Estão a ver os polícias de plantão a passar o tempo escutando a conversa do jovem casal numa rua de Lisboa? Estão a ver o cabo ou o sargento de Leiria a querer saber por ondou a namorada do filho ou o marido da vizinha no fim-de-semana passada? Estão a ver o amigo do chefe a pedir-lhe o favorzinho de verificar se logo à noite a namorada anda sozinha na noite lisboeta? Claro que lá virá a ministra, a secretária de Estado ou o primeiro-ministro dizer que tudo isto não passa de demagogia, que haverá controlos, que não haverá abusos. Pois. Já diziam o mesmo antes de termos um espião de opereta a passar segredos para uma empresa do regime, a famigerada Ongoing. Já soubemos de diligências da secreta para captar as comunicações de um jornalista. Já percebemos que é fácil e tolerado o acesso de funcionários do fisco às nossas vidas contributivas. Já sabemos da facilidade com que conversas privadas em segredo de Justiça chegam aos jornais. E tudo isto num quadro em que as garantias de segurança dos dados são muito mais efectivas. No futuro, a nossa privacidade ficará dependente da idoneidade dos polícias ou os seus altos critérios intelectuais e morais para saberem distinguir conceitos tão abstractos e exigentes como o da noção de “perigo concreto para a segurança das pessoas e bens”. 

Se até agora, e bem, o acesso das secretas aos metadados exigiam uma validação judicial, se a captação de conversas privadas em lugares públicos ou nas ligações telefónicas requeria o aval de um magistrado, a proposta do Governo deixa-nos absolutamente entregues ao livre arbítrio da polícia. Ou seja, em última instância, do Governo que tutela as polícias. Se até agora era altamente discutível que o dono de uma discoteca tivesse direito a poder saber se um cliente bebeu duas ou dez cervejas numa noite, conceder à PSP o direito de poder vasculhar quem esteve, quando esteve, com que esteve e e como esteve A ou B nos bares da Galeria de Paris no Porto é um pesadelo.

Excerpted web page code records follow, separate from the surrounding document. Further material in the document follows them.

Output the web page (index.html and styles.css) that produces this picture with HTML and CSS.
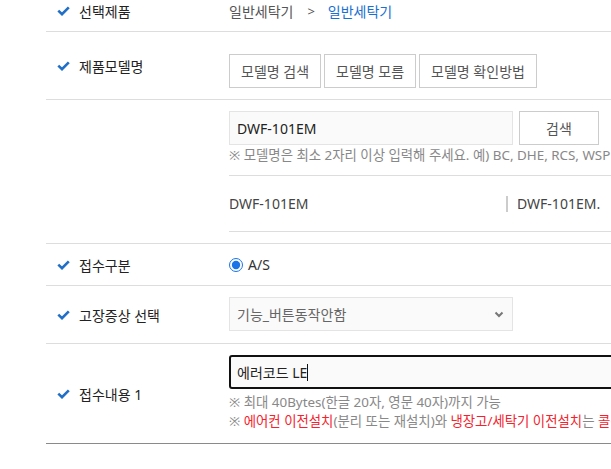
FILE: index.html
```html
<!DOCTYPE html>
<html lang="ko">
<head>
    <meta charset="UTF-8">
    <meta name="viewport" content="width=device-width, initial-scale=1.0">
    <title>서비스 접수</title>
    <link rel="stylesheet" href="styles.css">
</head>
<body>

<div class="form">
    <!-- 선택제품 -->
    <div class="row row-product">
        <div class="label">
            <svg class="check" width="13" height="10" viewBox="0 0 13 10"><path d="M1.3 4.6 L5 8.2 L11.8 1.4" fill="none" stroke="#1f6fc9" stroke-width="2.6"/></svg>
            <span>선택제품</span>
        </div>
        <div class="value">
            <span class="crumb">일반세탁기</span>
            <span class="crumb-sep">&gt;</span>
            <span class="crumb crumb-on">일반세탁기</span>
        </div>
    </div>

    <!-- 제품모델명 -->
    <div class="row row-model">
        <div class="label">
            <svg class="check" width="13" height="10" viewBox="0 0 13 10"><path d="M1.3 4.6 L5 8.2 L11.8 1.4" fill="none" stroke="#1f6fc9" stroke-width="2.6"/></svg>
            <span>제품모델명</span>
        </div>
        <div class="value buttons">
            <button class="btn">모델명 검색</button>
            <button class="btn">모델명 모름</button>
            <button class="btn">모델명 확인방법</button>
        </div>
    </div>

    <!-- 모델명 검색 -->
    <div class="row row-search">
        <div class="label"></div>
        <div class="value">
            <div class="search">
                <input class="field search-input" type="text" value="DWF-101EM">
                <button class="btn search-btn">검색</button>
            </div>
            <p class="hint">※ 모델명은 최소 2자리 이상 입력해 주세요. 예) BC, DHE, RCS, WSP</p>
            <ul class="results">
                <li class="result">DWF-101EM</li>
                <li class="result result-alt">DWF-101EM.</li>
            </ul>
        </div>
    </div>

    <!-- 접수구분 -->
    <div class="row row-type">
        <div class="label">
            <svg class="check" width="13" height="10" viewBox="0 0 13 10"><path d="M1.3 4.6 L5 8.2 L11.8 1.4" fill="none" stroke="#1f6fc9" stroke-width="2.6"/></svg>
            <span>접수구분</span>
        </div>
        <div class="value">
            <label class="radio"><input type="radio" name="type" checked> A/S</label>
        </div>
    </div>

    <!-- 고장증상 선택 -->
    <div class="row row-symptom">
        <div class="label">
            <svg class="check" width="13" height="10" viewBox="0 0 13 10"><path d="M1.3 4.6 L5 8.2 L11.8 1.4" fill="none" stroke="#1f6fc9" stroke-width="2.6"/></svg>
            <span>고장증상 선택</span>
        </div>
        <div class="value">
            <div class="select-wrap">
                <select class="field select">
                    <option>기능_버튼동작안함</option>
                </select>
                <svg class="chevron" width="10" height="7" viewBox="0 0 10 7"><path d="M1.5 1.5 L5 5 L8.5 1.5" fill="none" stroke="#777" stroke-width="2"/></svg>
            </div>
        </div>
    </div>

    <!-- 접수내용 -->
    <div class="row row-content">
        <div class="label">
            <svg class="check" width="13" height="10" viewBox="0 0 13 10"><path d="M1.3 4.6 L5 8.2 L11.8 1.4" fill="none" stroke="#1f6fc9" stroke-width="2.6"/></svg>
            <span>접수내용 1</span>
        </div>
        <div class="value">
            <div class="field memo">에러코드 LE<span class="caret"></span></div>
            <p class="hint">※ 최대 40Bytes(한글 20자, 영문 40자)까지 가능</p>
            <p class="hint">※ <em>에어컨 이전설치</em>(분리 또는 재설치)와 <em>냉장고/세탁기 이전설치</em>는 <em>콜센터로 문의해 주세요.</em></p>
        </div>
    </div>
</div>

</body>
</html>
```

FILE: styles.css
```css
body {
    margin: 0;
    padding: 0;
    overflow: hidden;
    background: #fff;
    font-family: "Noto Sans", "Noto Sans CJK KR", sans-serif;
    font-size: 14px;
    color: #222;
}
.form {
    margin: -9px 0 0 46px;
    width: 760px;
}
.row {
    display: flex;
    align-items: center;
    border-bottom: 1px solid #ddd;
}
.row-content {
    border-bottom-color: #8a8a8a;
}
.label {
    flex: none;
    width: 172px;
    padding-left: 11px;
    display: flex;
    align-items: center;
    gap: 9px;
    font-size: 14px;
    color: #222;
}
.value {
    flex: 1;
    min-width: 0;
}

/* 선택제품 */
.row-product .value {
    height: 40px;
    display: flex;
    align-items: center;
    color: #555;
}
.crumb-sep {
    margin: 0 13px 0 14px;
    font-size: 13px;
}
.crumb-on {
    color: #1a6fd2;
}

/* buttons */
.btn {
    font-family: inherit;
    font-size: 14px;
    color: #555;
    background: #fff;
    border: 1px solid #ccc;
    height: 34px;
    padding: 0 11px;
    cursor: pointer;
}
.buttons {
    display: flex;
    gap: 3px;
    padding: 22px 0 11px;
}

/* 모델명 검색 */
.row-search .value {
    padding: 11px 0 11px;
}
.search {
    display: flex;
    gap: 6px;
}
.field {
    box-sizing: border-box;
    height: 34px;
    background: #fafafa;
    border: 1px solid #e4e4e4;
    font-family: inherit;
    font-size: 14px;
    color: #222;
    padding: 0 7px;
    outline: none;
}
.search-input {
    width: 284px;
}
.search-btn {
    width: 80px;
}
.hint {
    margin: 0;
    font-size: 13.4px;
    line-height: 20px;
    color: #888;
    white-space: nowrap;
}
.hint em {
    font-style: normal;
    color: #f5222d;
}
.results {
    list-style: none;
    margin: 10px 0 0;
    padding: 0;
    height: 55px;
    display: flex;
    align-items: center;
    border-top: 1px solid #ddd;
    border-bottom: 1px solid #ddd;
    color: #444;
}
.result {
    width: 277px;
}
.result-alt::before {
    content: "";
    display: inline-block;
    width: 2px;
    height: 16px;
    background: #ccc;
    margin-right: 9px;
    vertical-align: -3px;
}

/* 접수구분 */
.row-type .value {
    height: 41px;
    display: flex;
    align-items: center;
}
.radio {
    display: flex;
    align-items: center;
    gap: 5px;
    color: #333;
}
.radio input {
    margin: 0;
    width: 14px;
    height: 14px;
    accent-color: #1a73e8;
}

/* 고장증상 */
.row-symptom .value {
    padding: 11px 0 12px;
}
.select-wrap {
    position: relative;
    width: 284px;
}
.select {
    width: 284px;
    appearance: none;
    color: #666;
}
.chevron {
    position: absolute;
    right: 9px;
    top: 14px;
}

/* 접수내용 */
.row-content .value {
    padding: 11px 0 12px;
}
.memo {
    width: 440px;
    border: 2px solid #111;
    border-radius: 3px;
    display: flex;
    align-items: center;
    padding: 0 6px;
    margin-bottom: 4px;
}
.caret {
    display: inline-block;
    width: 1px;
    height: 17px;
    background: #111;
}
.row-content .hint {
    line-height: 19px;
}
```
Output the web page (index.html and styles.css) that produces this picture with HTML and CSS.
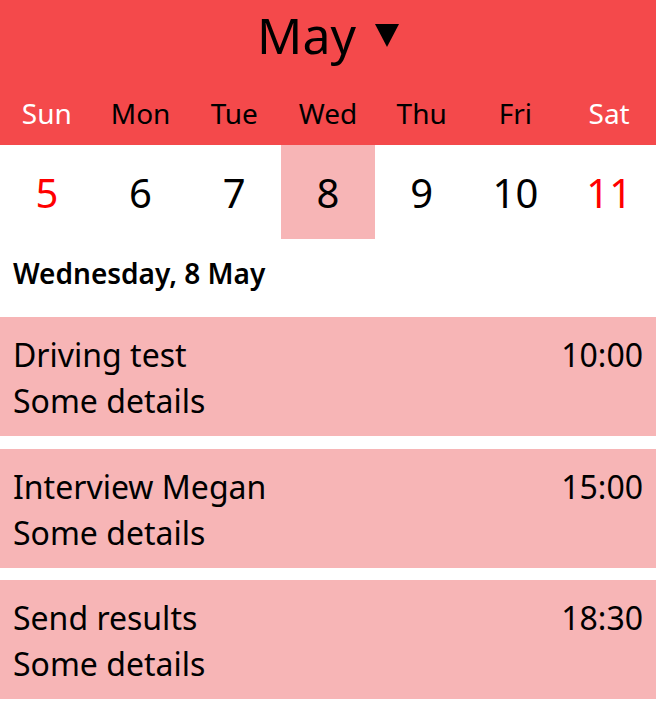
FILE: index.html
```html
<!DOCTYPE html>
<html lang="en">
<head>
<meta charset="utf-8">
<title>Calendar</title>
<link rel="stylesheet" href="styles.css">
</head>
<body>
<header class="cal-header">
  <div class="month-row">
    <span class="month-name">May</span>
    <svg class="month-caret" width="24" height="23" viewBox="0 0 24 23"><polygon points="0,0 24,0 12,23" fill="#000"/></svg>
  </div>
  <div class="weekdays">
    <div class="wd weekend">Sun</div>
    <div class="wd">Mon</div>
    <div class="wd">Tue</div>
    <div class="wd">Wed</div>
    <div class="wd">Thu</div>
    <div class="wd">Fri</div>
    <div class="wd weekend">Sat</div>
  </div>
</header>
<section class="dates">
  <div class="date weekend">5</div>
  <div class="date">6</div>
  <div class="date">7</div>
  <div class="date selected">8</div>
  <div class="date">9</div>
  <div class="date">10</div>
  <div class="date weekend">11</div>
</section>
<h2 class="day-label">Wednesday, 8 May</h2>
<section class="events">
  <div class="event">
    <div class="event-text">
      <div class="event-title">Driving test</div>
      <div class="event-details">Some details</div>
    </div>
    <div class="event-time">10:00</div>
  </div>
  <div class="event">
    <div class="event-text">
      <div class="event-title">Interview Megan</div>
      <div class="event-details">Some details</div>
    </div>
    <div class="event-time">15:00</div>
  </div>
  <div class="event">
    <div class="event-text">
      <div class="event-title">Send results</div>
      <div class="event-details">Some details</div>
    </div>
    <div class="event-time">18:30</div>
  </div>
</section>
</body>
</html>
```

FILE: styles.css
```css
* { box-sizing: border-box; }
html, body { margin: 0; padding: 0; background: #fff; }
body {
  font-family: "Noto Sans", "Open Sans", sans-serif;
  color: #000;
  width: 656px;
}
.cal-header {
  background: #f4494b;
  height: 145px;
  display: flex;
  flex-direction: column;
}
.month-row {
  height: 87px;
  display: flex;
  align-items: flex-start;
  justify-content: center;
  gap: 19px;
  padding-top: 5px;
}
.month-name {
  font-size: 50px;
  line-height: 60px;
}
.month-caret { margin-top: 19px; }
.weekdays {
  display: grid;
  grid-template-columns: repeat(7, 1fr);
  height: 58px;
  align-items: center;
}
.wd {
  text-align: center;
  font-size: 28px;
  line-height: 36px;
  margin-top: -6px;
}
.wd.weekend { color: #fff; }
.dates {
  display: grid;
  grid-template-columns: repeat(7, 1fr);
  height: 94px;
}
.date {
  display: flex;
  align-items: center;
  justify-content: center;
  font-size: 40px;
}
.date.weekend { color: #ff0000; }
.date.selected { background: #f7b5b6; }
.day-label {
  margin: 0;
  height: 78px;
  padding: 14px 13px 0;
  font-size: 28px;
  font-weight: 600;
  line-height: 40px;
}
.events {
  display: flex;
  flex-direction: column;
  gap: 12.5px;
}
.event {
  background: #f7b5b6;
  height: 119px;
  padding: 15px 13px 0;
  display: flex;
  justify-content: space-between;
  align-items: flex-start;
  font-size: 32px;
  line-height: 46px;
}
```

Custa por isso a perceber que, ao contrário da Comissão Nacional da Protecção de Dados, os magistrados que nos devem defender do excesso de poder do Governo tenham aceitado estas mudanças. E, se o CDS é coerente e deixa nestes momentos deixar a cair a máscara que esconde a face de uma direita musculada e estatizante, não se entende como o PSD vai atrás do Governo numa matéria desta sensibilidade – a prova acabada de que o partido continua a matar a sua matriz social-democrata e liberal. Ver o PCP e o Bloco empenhados na defesa de uma causa que costuma ser particularmente cara aos liberais não deixa de ser mais um exotismo nestes tempos em que vivemos.

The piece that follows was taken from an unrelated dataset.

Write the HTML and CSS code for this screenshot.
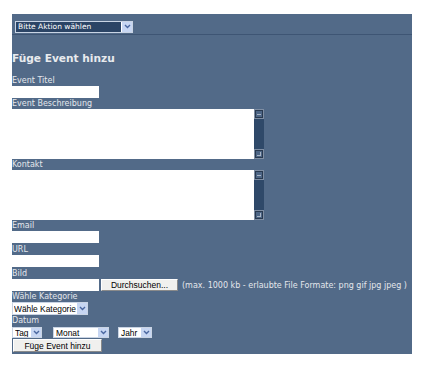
FILE: index.html
```html
<!DOCTYPE html>
<html lang="de">
<head>
    <meta charset="UTF-8">
    <meta name="viewport" content="width=device-width, initial-scale=1.0">
    <title>Füge Event hinzu</title>
    <link rel="stylesheet" href="styles.css">
</head>
<body>
    <div class="panel">

        <!-- Aktion -->
        <div class="topbar">
            <span class="select select-action">
                <select><option>Bitte Aktion wählen</option></select>
                <span class="arrow"><svg width="7" height="5" viewBox="0 0 7 5"><polyline points="1,1 3.5,3.5 6,1" fill="none" stroke="#4a67a0" stroke-width="1.4"/></svg></span>
            </span>
        </div>

        <h2>Füge Event hinzu</h2>

        <form class="event-form">
            <label>Event Titel</label>
            <input class="field field-first" type="text">

            <label>Event Beschreibung</label>
            <div class="textbox">
                <textarea></textarea>
                <div class="scroll">
                    <span class="scroll-btn"><i class="dash"></i></span>
                    <span class="scroll-track"></span>
                    <span class="scroll-btn"><i class="grip"></i></span>
                </div>
            </div>

            <label>Kontakt</label>
            <div class="textbox">
                <textarea></textarea>
                <div class="scroll">
                    <span class="scroll-btn"><i class="dash"></i></span>
                    <span class="scroll-track"></span>
                    <span class="scroll-btn"><i class="grip"></i></span>
                </div>
            </div>

            <label>Email</label>
            <input class="field" type="text">

            <label>URL</label>
            <input class="field" type="text">

            <label>Bild</label>
            <div class="file-row">
                <input class="field" type="text">
                <button type="button" class="btn btn-browse">Durchsuchen...</button>
                <span class="note">(max. 1000 kb - erlaubte File Formate: png gif jpg jpeg )</span>
            </div>

            <label>Wähle Kategorie</label>
            <span class="select select-cat">
                <select><option>Wähle Kategorie</option></select>
                <span class="arrow"><svg width="7" height="5" viewBox="0 0 7 5"><polyline points="1,1 3.5,3.5 6,1" fill="none" stroke="#4a67a0" stroke-width="1.4"/></svg></span>
            </span>

            <label>Datum</label>
            <div class="date-row">
                <span class="select select-tag">
                    <select><option>Tag</option></select>
                    <span class="arrow"><svg width="7" height="5" viewBox="0 0 7 5"><polyline points="1,1 3.5,3.5 6,1" fill="none" stroke="#4a67a0" stroke-width="1.4"/></svg></span>
                </span>
                <span class="select select-monat">
                    <select><option>Monat</option></select>
                    <span class="arrow"><svg width="7" height="5" viewBox="0 0 7 5"><polyline points="1,1 3.5,3.5 6,1" fill="none" stroke="#4a67a0" stroke-width="1.4"/></svg></span>
                </span>
                <span class="select select-jahr">
                    <select><option>Jahr</option></select>
                    <span class="arrow"><svg width="7" height="5" viewBox="0 0 7 5"><polyline points="1,1 3.5,3.5 6,1" fill="none" stroke="#4a67a0" stroke-width="1.4"/></svg></span>
                </span>
            </div>

            <button type="button" class="btn btn-submit">Füge Event hinzu</button>
        </form>
    </div>
</body>
</html>
```

FILE: styles.css
```css
body {
    margin: 0;
    background: #fff;
    font-family: "DejaVu Sans", Verdana, sans-serif;
}
.panel {
    width: 400px;
    margin: 14px 0 0 12px;
    padding-bottom: 2px;
    background: #526a88;
    color: #e4e7ec;
}
.topbar {
    height: 20px;
    border-bottom: 1px solid #3e5574;
}
h2 {
    margin: 16px 0 10px 0;
    font-size: 10.6px;
    line-height: 14px;
    font-weight: bold;
    color: #e8eaee;
}
.event-form {
    display: flex;
    flex-direction: column;
    align-items: flex-start;
}
.event-form label {
    display: block;
    height: 11px;
    line-height: 11px;
    font-size: 8px;
}
.field {
    box-sizing: border-box;
    width: 87px;
    height: 12px;
    margin: 0 0 1px 0;
    padding: 0;
    border: 0;
    background: #fff;
}
.field-first {
    margin-bottom: 0;
}
.textbox {
    display: flex;
    height: 50px;
}
.textbox textarea {
    width: 242px;
    height: 50px;
    box-sizing: border-box;
    margin: 0;
    padding: 0;
    border: 0;
    resize: none;
    background: #fff;
}
.scroll {
    display: flex;
    flex-direction: column;
    width: 10px;
    background: #2f4969;
}
.scroll-btn {
    height: 10px;
    box-sizing: border-box;
    border: 1px solid #7f8ea3;
    outline: 1px solid #28394f;
    outline-offset: -2px;
    background: #4d6585;
    display: flex;
    align-items: center;
    justify-content: center;
}
.scroll-track {
    flex: 1;
}
.dash {
    width: 4px;
    height: 1px;
    background: #a8b4c4;
}
.grip {
    width: 3px;
    height: 3px;
    border-right: 1px solid #a8b4c4;
    border-bottom: 1px solid #a8b4c4;
}
.select {
    display: inline-flex;
    box-sizing: border-box;
    background: #fff;
    border: 1px solid #c9d4e4;
}
.select select {
    appearance: none;
    flex: 1;
    min-width: 0;
    margin: 0;
    padding: 0 0 0 2px;
    border: 0;
    background: transparent;
    color: #000;
    font: 8.4px "Liberation Sans", Arial, sans-serif;
}
.arrow {
    width: 10px;
    display: flex;
    align-items: center;
    justify-content: center;
    background: #c7d6f2;
    border-left: 1px solid #fff;
}
.select-action {
    width: 118px;
    height: 12px;
    margin: 2px 0 0 3px;
}
.select-action select {
    background: #2b4465;
    color: #fff;
    font: 7.5px "DejaVu Sans", Verdana, sans-serif;
}
.select-cat {
    width: 76px;
    height: 13px;
}
.select-cat select {
    padding-left: 1px;
}
.date-row {
    display: flex;
    height: 11px;
    margin-top: 1px;
}
.select-tag {
    width: 30px;
    height: 11px;
    margin-right: 11px;
}
.select-monat {
    width: 56px;
    height: 11px;
    margin-right: 9px;
}
.select-jahr {
    width: 34px;
    height: 11px;
}
.btn {
    box-sizing: border-box;
    margin: 0;
    padding: 0;
    background: #f0f0ee;
    border: 1px solid;
    border-color: #fff #8a8a8a #8a8a8a #fff;
    color: #000;
    font: 8.5px "Liberation Sans", Arial, sans-serif;
}
.file-row {
    display: flex;
    align-items: center;
    height: 12px;
}
.file-row .field {
    margin: 0;
}
.btn-browse {
    width: 77px;
    height: 12px;
    margin-left: 2px;
}
.note {
    margin-left: 4px;
    font-size: 8px;
    white-space: nowrap;
}
.btn-submit {
    width: 89px;
    height: 13px;
    margin: 1px 0 0 1px;
}
```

O Parlamento ainda tem tempo para sair do torpor das férias e olhar com olhos de ver para os estragos que o Governo anda a fazer e quer continuar a fazer em matéria de direitos, liberdades e garantias. Bem sabemos que este tema diz pouco à maioria dos cidadãos, mas deixar que a necessidade de reforçar a segurança leve o Governo a alimentar a ânsia de controlo, sem que se viva um estado de excepção ou sem que esteja em causa a suspeita de um crime avalizada pela Justiça, é o princípio de um caminho que levou sempre o mundo para lugares errados. Muito antes das ditaduras do século XX ou dos fantasmas de um mundo orwelliano, já Benjamim Franklim dizia: “Todos os que trocam a liberdade essencial por um pouco de segurança temporária não merecem nem a liberdade nem a segurança”.

2- Na Memória Futura da semana passada associou-se o Instituto de Ciências Sociais à produção de “um impiedoso diktat de pensamento neoliberal” que dominou o debate político em Portugal. É verdade que alguns dos mais lídimos e brilhantes teorizadores desse pensamento são ou vieram do ICS. Mas associar os seus cerca de 100 investigadores a uma visão monocórdica do mundo é abusivo não apenas para eles como para o prestígio da instituição. Fica o reparo feito e o pedido de desculpas apresentado.